Exercise brief: Print the listing as it stands, omitting all images.

** START OF Dataset section **

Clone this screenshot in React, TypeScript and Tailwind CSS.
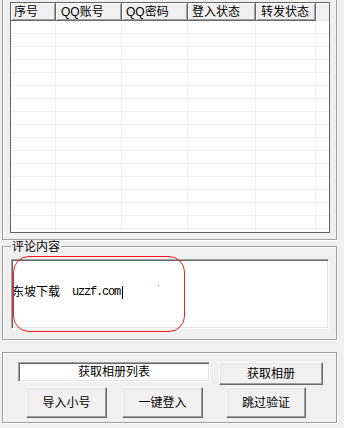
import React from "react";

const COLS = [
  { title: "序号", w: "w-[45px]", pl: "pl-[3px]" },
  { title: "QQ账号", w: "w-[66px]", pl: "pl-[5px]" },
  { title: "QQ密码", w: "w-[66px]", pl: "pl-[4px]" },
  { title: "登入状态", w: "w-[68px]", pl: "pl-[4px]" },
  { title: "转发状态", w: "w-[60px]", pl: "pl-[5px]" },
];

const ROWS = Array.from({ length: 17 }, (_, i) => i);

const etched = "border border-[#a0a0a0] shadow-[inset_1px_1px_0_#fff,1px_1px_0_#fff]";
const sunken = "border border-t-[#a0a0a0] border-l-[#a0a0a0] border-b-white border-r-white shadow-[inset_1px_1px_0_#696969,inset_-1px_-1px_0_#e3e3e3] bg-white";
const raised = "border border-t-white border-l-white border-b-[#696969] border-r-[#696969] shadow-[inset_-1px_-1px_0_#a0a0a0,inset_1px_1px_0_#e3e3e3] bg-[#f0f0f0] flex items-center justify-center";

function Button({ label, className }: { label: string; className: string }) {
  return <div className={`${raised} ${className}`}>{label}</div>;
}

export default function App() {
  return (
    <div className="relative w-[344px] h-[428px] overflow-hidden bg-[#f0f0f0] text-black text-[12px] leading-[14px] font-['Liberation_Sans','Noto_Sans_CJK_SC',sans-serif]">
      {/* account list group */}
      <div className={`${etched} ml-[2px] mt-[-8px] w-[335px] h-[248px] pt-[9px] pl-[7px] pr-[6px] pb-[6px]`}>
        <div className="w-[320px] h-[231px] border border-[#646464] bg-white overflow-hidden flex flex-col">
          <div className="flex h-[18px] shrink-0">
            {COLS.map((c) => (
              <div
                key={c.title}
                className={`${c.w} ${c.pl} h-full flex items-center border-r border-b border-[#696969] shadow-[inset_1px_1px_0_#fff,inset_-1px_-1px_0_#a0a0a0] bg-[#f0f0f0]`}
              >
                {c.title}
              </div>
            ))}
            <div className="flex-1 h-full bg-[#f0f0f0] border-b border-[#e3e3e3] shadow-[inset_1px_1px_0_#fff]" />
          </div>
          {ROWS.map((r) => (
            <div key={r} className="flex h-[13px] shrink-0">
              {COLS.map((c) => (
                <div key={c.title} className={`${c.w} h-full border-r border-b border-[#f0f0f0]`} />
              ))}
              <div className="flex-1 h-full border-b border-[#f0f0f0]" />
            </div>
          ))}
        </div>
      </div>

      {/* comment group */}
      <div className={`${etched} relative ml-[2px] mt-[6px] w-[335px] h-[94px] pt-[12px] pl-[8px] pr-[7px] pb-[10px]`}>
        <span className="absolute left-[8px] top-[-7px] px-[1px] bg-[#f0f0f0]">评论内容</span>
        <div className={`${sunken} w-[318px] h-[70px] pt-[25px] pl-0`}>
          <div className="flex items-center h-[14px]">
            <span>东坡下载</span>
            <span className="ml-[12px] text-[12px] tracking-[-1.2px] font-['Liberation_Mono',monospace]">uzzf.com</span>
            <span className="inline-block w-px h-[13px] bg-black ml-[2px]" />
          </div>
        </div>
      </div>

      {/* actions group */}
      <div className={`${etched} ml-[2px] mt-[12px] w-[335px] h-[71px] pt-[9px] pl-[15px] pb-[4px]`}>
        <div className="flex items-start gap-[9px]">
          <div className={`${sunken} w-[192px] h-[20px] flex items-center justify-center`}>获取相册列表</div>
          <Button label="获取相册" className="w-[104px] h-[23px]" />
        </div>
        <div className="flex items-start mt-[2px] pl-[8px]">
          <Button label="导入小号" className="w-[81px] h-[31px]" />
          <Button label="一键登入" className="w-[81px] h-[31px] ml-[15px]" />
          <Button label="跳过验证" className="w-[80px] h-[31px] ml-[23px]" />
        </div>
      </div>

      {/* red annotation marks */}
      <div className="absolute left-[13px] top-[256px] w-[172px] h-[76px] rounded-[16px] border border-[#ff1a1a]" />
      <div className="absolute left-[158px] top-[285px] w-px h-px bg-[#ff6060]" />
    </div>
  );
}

** END OF Dataset section **

Exercise output:
Clone this screenshot in React, TypeScript and Tailwind CSS.
import React from "react";

const COLS = [
  { title: "序号", w: "w-[45px]", pl: "pl-[3px]" },
  { title: "QQ账号", w: "w-[66px]", pl: "pl-[5px]" },
  { title: "QQ密码", w: "w-[66px]", pl: "pl-[4px]" },
  { title: "登入状态", w: "w-[68px]", pl: "pl-[4px]" },
  { title: "转发状态", w: "w-[60px]", pl: "pl-[5px]" },
];

const ROWS = Array.from({ length: 17 }, (_, i) => i);

const etched = "border border-[#a0a0a0] shadow-[inset_1px_1px_0_#fff,1px_1px_0_#fff]";
const sunken = "border border-t-[#a0a0a0] border-l-[#a0a0a0] border-b-white border-r-white shadow-[inset_1px_1px_0_#696969,inset_-1px_-1px_0_#e3e3e3] bg-white";
const raised = "border border-t-white border-l-white border-b-[#696969] border-r-[#696969] shadow-[inset_-1px_-1px_0_#a0a0a0,inset_1px_1px_0_#e3e3e3] bg-[#f0f0f0] flex items-center justify-center";

function Button({ label, className }: { label: string; className: string }) {
  return <div className={`${raised} ${className}`}>{label}</div>;
}

export default function App() {
  return (
    <div className="relative w-[344px] h-[428px] overflow-hidden bg-[#f0f0f0] text-black text-[12px] leading-[14px] font-['Liberation_Sans','Noto_Sans_CJK_SC',sans-serif]">
      {/* account list group */}
      <div className={`${etched} ml-[2px] mt-[-8px] w-[335px] h-[248px] pt-[9px] pl-[7px] pr-[6px] pb-[6px]`}>
        <div className="w-[320px] h-[231px] border border-[#646464] bg-white overflow-hidden flex flex-col">
          <div className="flex h-[18px] shrink-0">
            {COLS.map((c) => (
              <div
                key={c.title}
                className={`${c.w} ${c.pl} h-full flex items-center border-r border-b border-[#696969] shadow-[inset_1px_1px_0_#fff,inset_-1px_-1px_0_#a0a0a0] bg-[#f0f0f0]`}
              >
                {c.title}
              </div>
            ))}
            <div className="flex-1 h-full bg-[#f0f0f0] border-b border-[#e3e3e3] shadow-[inset_1px_1px_0_#fff]" />
          </div>
          {ROWS.map((r) => (
            <div key={r} className="flex h-[13px] shrink-0">
              {COLS.map((c) => (
                <div key={c.title} className={`${c.w} h-full border-r border-b border-[#f0f0f0]`} />
              ))}
              <div className="flex-1 h-full border-b border-[#f0f0f0]" />
            </div>
          ))}
        </div>
      </div>

      {/* comment group */}
      <div className={`${etched} relative ml-[2px] mt-[6px] w-[335px] h-[94px] pt-[12px] pl-[8px] pr-[7px] pb-[10px]`}>
        <span className="absolute left-[8px] top-[-7px] px-[1px] bg-[#f0f0f0]">评论内容</span>
        <div className={`${sunken} w-[318px] h-[70px] pt-[25px] pl-0`}>
          <div className="flex items-center h-[14px]">
            <span>东坡下载</span>
            <span className="ml-[12px] text-[12px] tracking-[-1.2px] font-['Liberation_Mono',monospace]">uzzf.com</span>
            <span className="inline-block w-px h-[13px] bg-black ml-[2px]" />
          </div>
        </div>
      </div>

      {/* actions group */}
      <div className={`${etched} ml-[2px] mt-[12px] w-[335px] h-[71px] pt-[9px] pl-[15px] pb-[4px]`}>
        <div className="flex items-start gap-[9px]">
          <div className={`${sunken} w-[192px] h-[20px] flex items-center justify-center`}>获取相册列表</div>
          <Button label="获取相册" className="w-[104px] h-[23px]" />
        </div>
        <div className="flex items-start mt-[2px] pl-[8px]">
          <Button label="导入小号" className="w-[81px] h-[31px]" />
          <Button label="一键登入" className="w-[81px] h-[31px] ml-[15px]" />
          <Button label="跳过验证" className="w-[80px] h-[31px] ml-[23px]" />
        </div>
      </div>

      {/* red annotation marks */}
      <div className="absolute left-[13px] top-[256px] w-[172px] h-[76px] rounded-[16px] border border-[#ff1a1a]" />
      <div className="absolute left-[158px] top-[285px] w-px h-px bg-[#ff6060]" />
    </div>
  );
}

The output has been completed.